For years I dismissed conversations around AI workloads needing new networking infrastructure. They are, after all, "just using HTTP", which standard service meshes and gateways are quite good at.
However, recently I have come to realize I was a little right but mostly wrong. AI workloads still have all the same requirements to secure, connect, and observe traffic, but the how is different. AI workloads exacerbates these requirements, putting additional demand on the networking infrastructure.
So you still need a service mesh... you just need a better one!
AI Demands
Overall I would group AI infrastructure into three areas:
- LLM consumption (i.e. generated a completion from OpenAI)
- LLM hosting (i.e. running a LLM model on your own machines)
- AI protocol usage (i.e. hosting or consuming MCP or A2A applications)
Each of these puts additional infrastructure demands.
Iteration speed
Service meshes have never really done much that is terribly innovative. Anything a service mesh does could be done by the application itself -- its just really hard and tedious!
With AI workloads, this is even more important. Its one thing to spend months (or even years) rolling your own infrastructure for traditional services, but this approach is doomed with AI. With the rapid pace in the AI world, spending months getting policy and observability working for your AI workloads puts you miles behind competitors.
Worse, the space changes so fast that by the time you adopt the previous standards, a new one has emerged!
Being able to spend time on innovation, and leaving the boring parts to the infrastructure, is more important than ever.
Egress controls
~All organizations have ingress traffic controlled, and these days most are also managing service-to-service traffic (i.e. some form of service mesh). However, egress controls are often non-existent or rudimentary (simply doing NAT, etc).
LLM consumption is completely changing the status quo, and putting a huge demand on egress controls for a variety of reasons.
LLMs are extremely expensive, so the desire to monitor and control costs is important. Additionally, the reliability of the services is "unreliable" at best -- you probably want to make sure your AI model didn't decide it was a good idea to leak credit card numbers, or to insult a customer.
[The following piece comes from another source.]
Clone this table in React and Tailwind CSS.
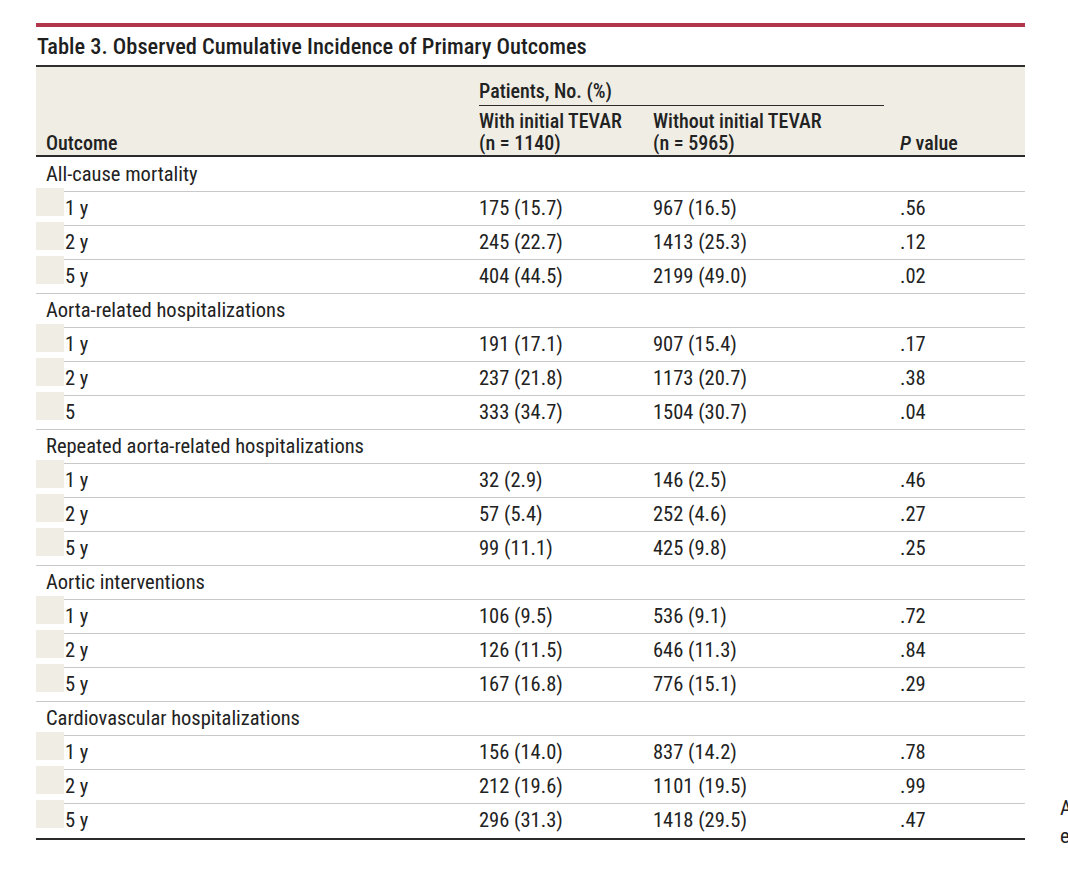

Traditional HTTP-based approaches fall short here, as they operate on requests. LLMs operate on tokens, meaning your infrastructure ought to as well so that you can effectively track costs and control traffic. Additionally, requirements such as modifying or blocking inappropriate content (often called "guardrails") require awareness of LLM protocols.
Observability
While observability is pretty important for traditional infrastructure, its even more important with AI due to their non-deterministic behavior and cost.
While very few would be comfortable with the costs to trace 100% of requests -- and if they did, would certainly not include the HTTP body -- this is practically a requirement to deploy AI infrastructure.
When a single request can cost almost $1, the cost to store 1 trace span is well worth the visibility.
As AI "agents" gain more autonomy and operate more and more dynamically, understanding the flow of requests is even more critical. You really want to know why your customer-service-agent
decided to call the bank-account
service!
AI protocols
Traditional networking infrastructure is generally operating on HTTP, and generally not even HTTP bodies but just headers and paths. For whatever reason, basically all AI protocols are built around JSON-RPC and SSE streams which traditional proxies like Envoy are not able to effectively handle.
However, the demands to control this traffic is as high as ever. For example, when an LLM is autonomously calling an MCP tool call, we really want to make sure we are doing fine-grained authorization. Native support for these protocols, therefor, becomes a table-stakes requirement for networking infrastructure.
Inference hosting
Typical gateways utilize load balancing algorithms that are optimized around quickly selecting a backend in a manner that is "good enough". When hosting your own LLMs, this is often a poor choice.
Given the astronomical cost, and limited supply, of GPUs, optimal utilization is critical. The load balancer spending 10ms to pick the optimal backend is well worth the latency if GPU utilization is increased by 10%, for example.
Projects like the Gateway API Inference Extension handle this by offering a customized inference-aware load balancer that is purpose built for inference hosting.
The state of infrastructure
From the above, hopefully you will agree there is a huge value possible from leaning on your networking infrastructure for AI workloads... the problem is, how do you do it?
Currently, the ecosystem is pretty immature here.
While "AI Gateways" or "LLM Gateways" have exploded in 2025, the majority of them are not very serious enterprise-compatible offerings. Additionally, they are only solving one targeted problem; equally important to functionality is integrations. You probably don't want to run a different gateway for HTTP, LLM, inference, and MCP. If you do, they really ought to work together and integrate with your other infrastructure (service mesh, IDP, telemetry backends, etc) which is unlikely.
I believe the key to success in this space will be a cohesive offering bundling these use cases together.